2020-11-05 12:07:53 | 雑想

 昨日大きなニュースが飛び込んできた。アント・グールプが上場直前に延期されてしまったという普段じゃ考えられないものだった。もちろん、中国でも初めてのケースだった。

 

「アリペイ」、上場計画延期 当局が慎重姿勢に転換か 中国

https://news.yahoo.co.jp/articles/23b15bfc8269e10a01b74c1c6b0acd691811dfbb

 

 上場を決定し、抽選当確まで発表した後、中央銀行(中国人民銀行)、中国銀行保険管理監督委員会、中国証券管理監督委員会、国家外貨管理理局という4つ金融規制部門が一斉にアント・グールプの実際の所有者馬曇、会長井賢棟、社長胡暁明を招集し、話し合った結果、上場を延期することに決まった(実際決定を発表したのが上場先の上海証券取引所、香港証券市場に上場するH株に関してはアント・グールプが自主的に延期を要請した)。アントといえば、世界最大のユニコーン企業、キャッシュレスの流れを作り出した企業、世界最大かつアメリカ以外で実現するIPO、などなど、中国のIT企業のなかでも宇宙人だった。
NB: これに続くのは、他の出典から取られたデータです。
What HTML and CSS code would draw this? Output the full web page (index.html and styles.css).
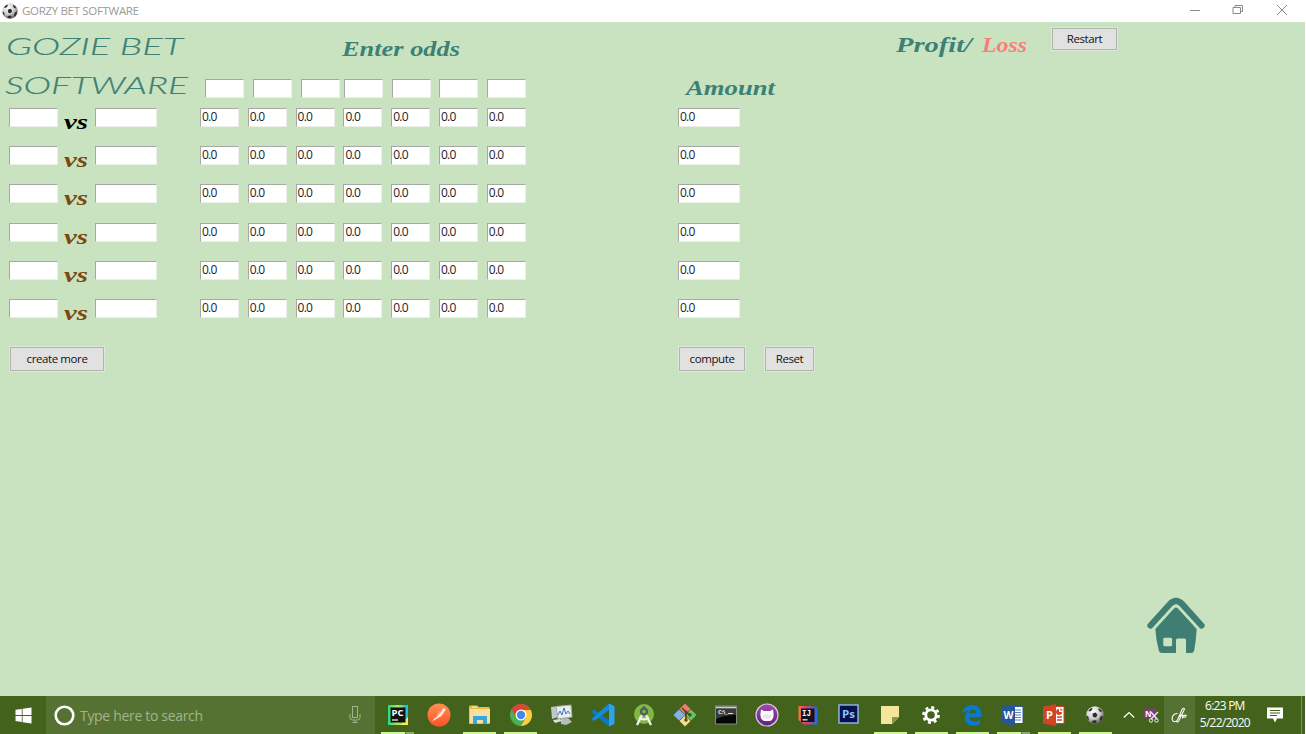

 上場延期の理由については多くの識者が語られていたが、個人的な意見をちょっと述べたい。結論からいうと、中国の金融規制当局が金融全体のシステムティック・リスクを恐れていたではないかと思われる。

  アント上場にストップをかけたと同時に、銀行保険管理監督委員会と人民銀行が連名で『網絡小貸業務暫定管理方法(ネット金融少額貸金業暫定管理方法)』を公布した。暫定条例とはいえ、一ヶ月後12月2日に執行予定で、これは明らかにアントのためのものである。新しい規制の中に最も重要なところはネット金融少額貸金業の資本金が30%以上でなければいけないということである。アントの貸業務部門が立ち上がった当初、30億元の資本金と60億元の銀行借り入れをもとに少額貸金業を行った。獲得した債権を証券化(ABS)し、得られた資金がさらに貸し出しを行う。それを繰り返しして、業務を拡大していた。最大の時、40回証券化し、3600億元の貸し出しを行い、120倍のレバレッジを行った計算になる。このために2017年に規制当局に指摘され、急きょ300億元まで資本金を増強した節があった。今もそうであるが、貸金業の規制の中に証券化の回数に関するものがなかった。

 しかし、2020年現在、アントの貸し出しがすでに1.8兆元になったが、資本金がまだ300億元ままで、単純に計算すると60倍のレバレッジである。仮に10倍のレバレッジ比率に戻すためにはさらに1500億元の増資が必要になるが、今のアントにとってはお金を集めるのがそれほど問題ではないが、問題は利益率である。2017年300億元に増資すると、純利益率が2017年16.7%から3.6%までに急落し、2020年上半期の純利益が33.7%、増資すれば半分の17%まで下落することがありうる。そうすればアントがハイテクなネット金融企業から一瞬に普通の消費者金融会社に変身してしまうではないかと危惧されている。そうすると、今上場の際、50倍のPERというIPO発行価格が合理的であるかどうかという問題が出てきた。

 アントといえば「アリペイ」というキャッシュレスというイメージが強いが、実際は利益の半分がネットショッピングタウバウによる消費金融によるものである。半分キャッシュレス、半分カードローンの会社と思えばわかりやすい。

 100倍どころか、60倍のレバレッジ比率は今の中国の規制当局には認めることがまずないだろう。なんだかの理由でアントが傾いた場合、60倍のレバレッジ比率では中国の金融システムにシステマティック・リスクをもたらすことにちがいない。アントの上場は延期であって取り消すことはないが、半年ぐらい遅れるのが大方の予想である。アント上場延期はまさに金融セクターが規制に大きく左右されるということの克明な実例である。